My default mechanism, goes directly to the fact that I pack a three discrimination punch- and more times than not, I’m probably right. I think most people apply the golden rule to people who are like them (a part of their pack… if you follow the blog… winky-winky), making an excuse to NOT treat people who aren’t, let’s say… on their level, with the type of respect they desire.

“Oh, he’s in his early 20s, he doesn’t know better, whatever…”

It also goes in reverse, we give more respect than we would ever expect for ourselves to those whom we aspire to emulate.

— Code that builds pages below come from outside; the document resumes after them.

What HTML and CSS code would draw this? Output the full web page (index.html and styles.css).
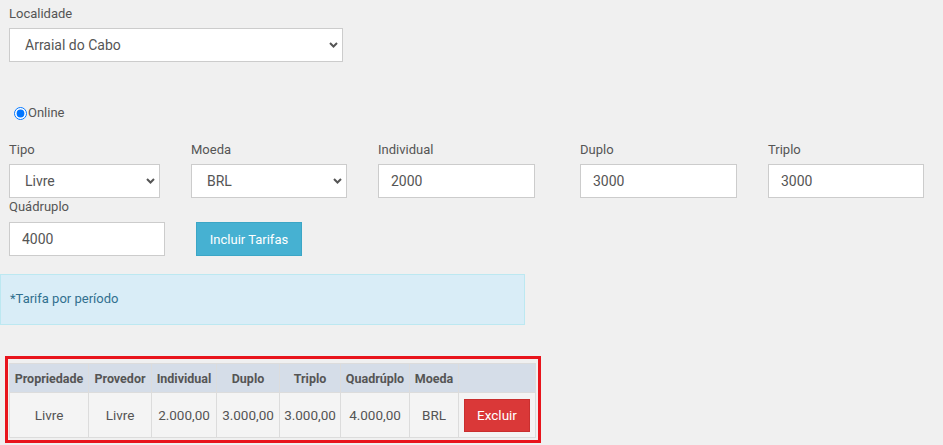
FILE: index.html
```html
<!DOCTYPE html>
<html lang="pt">
<head>
<meta charset="utf-8">
<title>Tarifas</title>
<link rel="stylesheet" href="styles.css">
</head>
<body>
<div class="page">
  <div class="field loc">
    <label class="lbl">Localidade</label>
    <div class="select-wrap">
      <select class="control sel"><option>Arraial do Cabo</option></select>
      <svg class="chev" width="9" height="6" viewBox="0 0 9 6"><path d="M1 1 L4.5 4.5 L8 1" fill="none" stroke="#555" stroke-width="2"/></svg>
    </div>
  </div>

  <div class="radio-row">
    <input type="radio" id="online" name="tipo" checked>
    <label for="online" class="radio-lbl">Online</label>
  </div>

  <div class="fields">
    <div class="field w151">
      <label class="lbl">Tipo</label>
      <div class="select-wrap">
        <select class="control sel"><option>Livre</option></select>
        <svg class="chev" width="9" height="6" viewBox="0 0 9 6"><path d="M1 1 L4.5 4.5 L8 1" fill="none" stroke="#555" stroke-width="2"/></svg>
      </div>
    </div>
    <div class="field w156">
      <label class="lbl">Moeda</label>
      <div class="select-wrap">
        <select class="control sel"><option>BRL</option></select>
        <svg class="chev" width="9" height="6" viewBox="0 0 9 6"><path d="M1 1 L4.5 4.5 L8 1" fill="none" stroke="#555" stroke-width="2"/></svg>
      </div>
    </div>
    <div class="field w157">
      <label class="lbl">Individual</label>
      <input class="control inp" type="text" value="2000">
    </div>
    <div class="field w157 extra">
      <label class="lbl">Duplo</label>
      <input class="control inp" type="text" value="3000">
    </div>
    <div class="field w156">
      <label class="lbl">Triplo</label>
      <input class="control inp" type="text" value="3000">
    </div>
  </div>

  <div class="fields row2">
    <div class="field w156">
      <label class="lbl lbl-tight">Quádruplo</label>
      <input class="control inp" type="text" value="4000">
    </div>
    <button class="btn-info" type="button">Incluir Tarifas</button>
  </div>

  <div class="alert">*Tarifa por período</div>

  <div class="highlight">
    <table class="grid">
      <colgroup>
        <col style="width:79px"><col style="width:63px"><col style="width:65px"><col style="width:63px">
        <col style="width:61px"><col style="width:69px"><col style="width:49px"><col style="width:77px">
      </colgroup>
      <thead>
        <tr>
          <th>Propriedade</th><th>Provedor</th><th>Individual</th><th>Duplo</th>
          <th>Triplo</th><th>Quadrúplo</th><th>Moeda</th><th></th>
        </tr>
      </thead>
      <tbody>
        <tr>
          <td>Livre</td><td>Livre</td><td>2.000,00</td><td>3.000,00</td>
          <td>3.000,00</td><td>4.000,00</td><td>BRL</td>
          <td><button class="btn-danger" type="button">Excluir</button></td>
        </tr>
      </tbody>
    </table>
  </div>
</div>
</body>
</html>
```
FILE: styles.css
```css
* { box-sizing: border-box; }
html, body {
  margin: 0;
  padding: 0;
  background: #f0f0f0;
  font-family: Roboto, "Liberation Sans", Arial, sans-serif;
  color: #555;
}
.page {
  padding: 5px 0 0 9px;
  width: 943px;
  height: 445px;
  overflow: hidden;
}
.field {
  display: flex;
  flex-direction: column;
}
.lbl {
  font-size: 13px;
  line-height: 18px;
  margin-bottom: 5px;
  color: #555;
}
.lbl-tight { margin-bottom: 6px; }
.loc { width: 334px; }
.select-wrap { position: relative; }
.control {
  display: block;
  width: 100%;
  height: 34px;
  border: 1px solid #ccc;
  background: #fff;
  font-family: inherit;
  font-size: 14px;
  color: #555;
  margin: 0;
  border-radius: 0;
  outline: none;
}
.sel {
  -webkit-appearance: none;
  appearance: none;
  padding: 0 20px 0 15px;
}
.inp { padding: 0 12px; }
.chev {
  position: absolute;
  right: 5px;
  top: 14px;
  pointer-events: none;
}
.radio-row {
  display: flex;
  align-items: center;
  margin-top: 42px;
  height: 18px;
}
.radio-row input {
  width: 13px;
  height: 13px;
  margin: 0 1px 0 5px;
}
.radio-lbl {
  font-size: 13px;
  line-height: 18px;
  color: #555;
}
.fields {
  display: flex;
  gap: 31px;
  margin-top: 19px;
}
.row2 {
  margin-top: 0;
  align-items: flex-end;
}
.w151 { width: 151px; }
.w156 { width: 156px; }
.w157 { width: 157px; }
.extra { margin-left: 14px; }
.btn-info {
  width: 106px;
  height: 34px;
  background: #46b1d2;
  border: 1px solid #3ba6c6;
  color: #fff;
  font-family: inherit;
  font-size: 13px;
  padding: 0;
  margin: 0;
}
.alert {
  margin: 18px 0 0 -9px;
  width: 525px;
  height: 51px;
  background: #d9edf7;
  border: 1px solid #bce8f1;
  color: #31708f;
  font-size: 13px;
  line-height: 18px;
  padding: 15px 9px;
}
.highlight {
  margin: 31px 0 0 -4px;
  width: 536px;
  height: 87px;
  border: 3px solid #e8141c;
  padding: 4px 3px 3px 1px;
}
.grid {
  border-collapse: collapse;
  table-layout: fixed;
  width: 526px;
}
.grid th, .grid td {
  border: 1px solid #dcdcdc;
  text-align: center;
  padding: 0;
  white-space: nowrap;
  overflow: hidden;
}
.grid th {
  background: #d5dde8;
  height: 29px;
  font-size: 12.5px;
  font-weight: bold;
  color: #555;
}
.grid td {
  background: #f4f4f4;
  height: 45px;
  font-size: 13.5px;
  color: #555;
}
.btn-danger {
  width: 66px;
  height: 33px;
  background: #da3838;
  border: 1px solid #c92f2f;
  color: #fff;
  font-family: inherit;
  font-size: 13.5px;
  padding: 0;
  margin: 0;
}
```
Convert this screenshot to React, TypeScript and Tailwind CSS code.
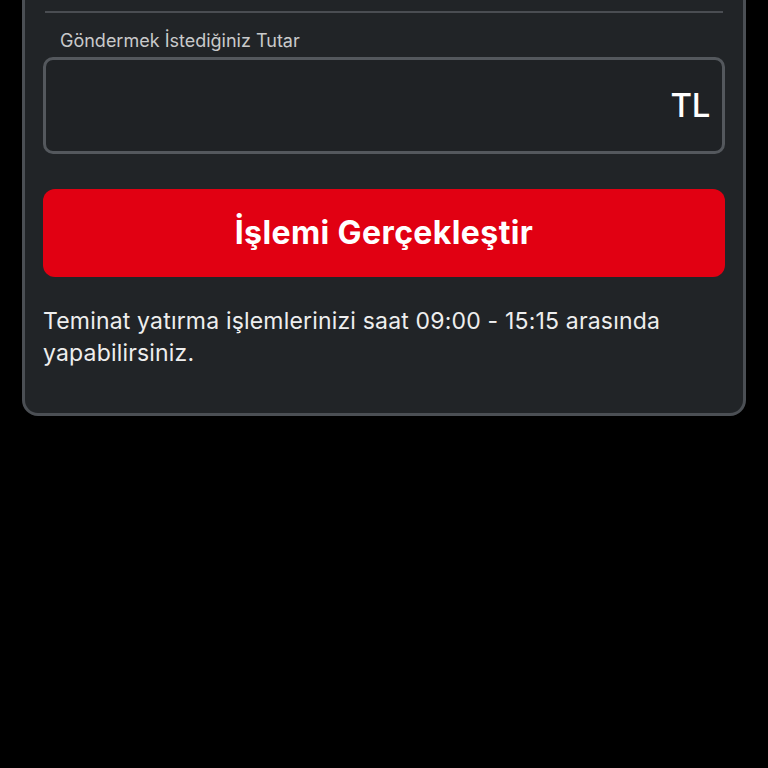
export default function App() {
  return (
    <div className="min-h-[768px] w-full overflow-hidden bg-black font-['Inter','Noto_Sans',sans-serif]">
      <div className="mx-[22px] -mt-[40px] rounded-[16px] border-[3px] border-[#4b4f54] bg-[#212427] px-[18px] pb-[44px] pt-[48px]">
        <div className="mx-[2px] h-[2px] bg-[#4a4d52]" />

        <p className="mt-[17px] pl-[17px] text-[18px] leading-[22px] text-[#c9cacb]">
          Göndermek İstediğiniz Tutar
        </p>

        <div className="mt-[5px] flex h-[97px] items-center justify-end rounded-[10px] border-[3px] border-[#54585d] bg-[#1f2225] px-[12px]">
          <span className="text-[33px] font-medium tracking-[-0.3px] text-white">TL</span>
        </div>

        <button className="mt-[35px] flex h-[88px] w-full items-center justify-center rounded-[12px] bg-[#e10012] text-[32px] font-bold tracking-[0.4px] text-white">
          İşlemi Gerçekleştir
        </button>

        <p className="mt-[28px] text-[23px] leading-[32px] tracking-[0.18px] text-[#eeeeee]">
          Teminat yatırma işlemlerinizi saat 09:00 - 15:15 arasında yapabilirsiniz.
        </p>
      </div>
    </div>
  );
}
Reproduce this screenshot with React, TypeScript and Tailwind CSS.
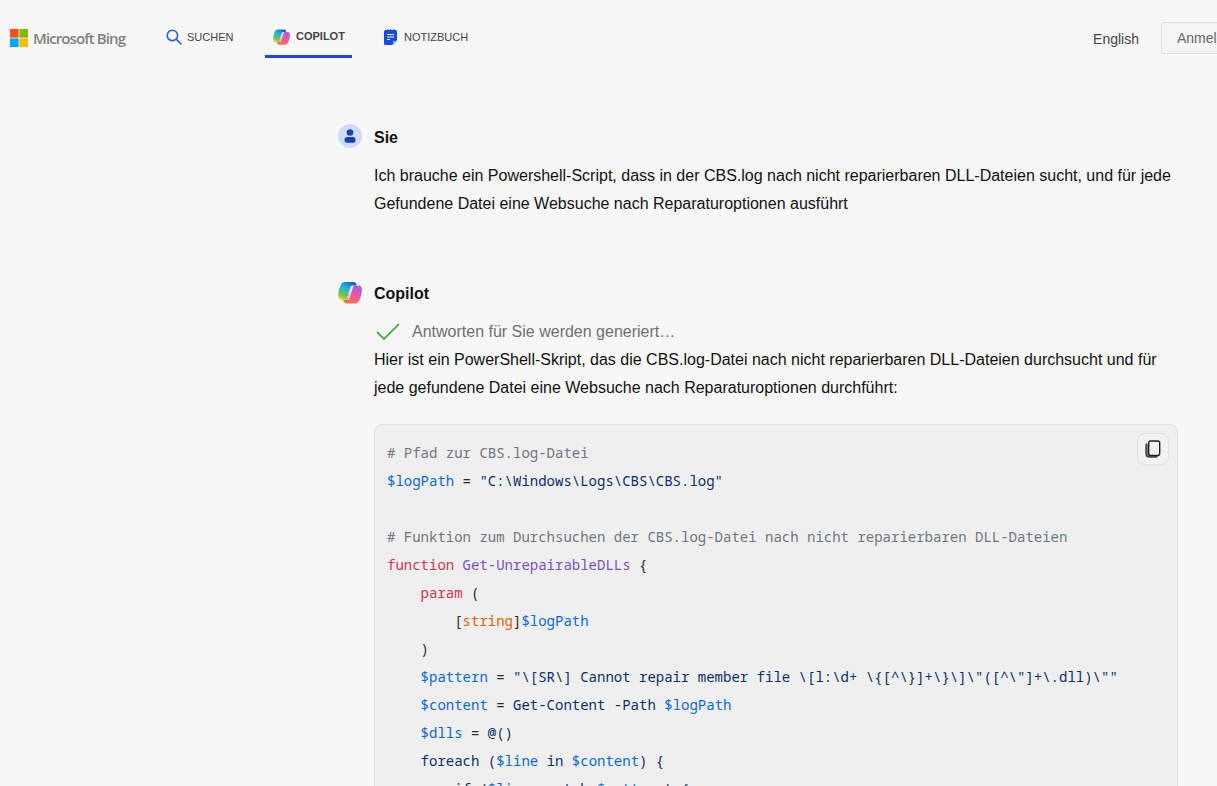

Instead of hoping for the world to one day magically turn around into a land of polite happiness… I end up wishing bad on a large sum of these people. I imagine throwing rotting apples at bad drivers, I secretly will assholes at the job to trip and fall, and I make up snappy comebacks to rude comments. Unfortunately, my inner vigilante is wasted, because all of these scenarios demand conflict.

The easiest way to ruin Polite Avoidance Soup is to stir the pot… maybe it’s time I fuck up a batch or two.

Mar 1

I was catching up with an amazing college buddy recently, and like good friends generally do, we got off the normal conversation path of “so what have you been up to?” and diverged into a wild range of topics, one being equal rights. She was amazed how many minorities didn’t agree with gay marriage, mostly because of the mirrored marriage laws that were applied to minorities in the not-so-distant past. She asked my opinion, and I agreed that it was incredibly disappointing that people would want to impose the same type of oppression on another group- but unlike my friend, I was not shocked.

Simply put, humans suffer from pack mentality.

Religion, tribes, groups, teams, clubs, ethnicity, race, family, clan, friends, fraternities, sororities, etc.

Call it what you will, but it all boils down to one thing: A Pack.

Back in the day when humans were just glorified gorillas out in the bush- the only natural protection we had was our disgusting tasting meat, and our gigantic brains… and like the phrase goes, two brains are better than one. So, it only made sense that humans joined together to create safety in numbers, creating packs. Since humans were built so smart, we quickly learned how to eliminate all natural predators. Just like a bored housewife, humans started to create their own drama to help stimulate these giant brains which were formed as a defense mechanism.

Dude, my pack is hella cooler than your pack.

Which essentially is the center of all human related conflict.

The Olympics? A friendly my pack is cooler than your pack.

Middle East Conflict? A long, bloody, and sad version of my pack is cooler than your pack.

No matter how you slice it, people are constantly trying to belong to one group and push away from another, and it’s usually due to the most inane reasons:

That pack doesn’t look like me. That pack worships something I don’t. That pack has different relationships than I do. That pack didn’t live where I lived. That pack doesn’t eat the food that I do. That pack listens different music than I do. That pack is louder than I am. That pack. That pack. That pack. That pack.

If our brains weren’t developed for defense in our primal years, I think human relationships would be incredibly different.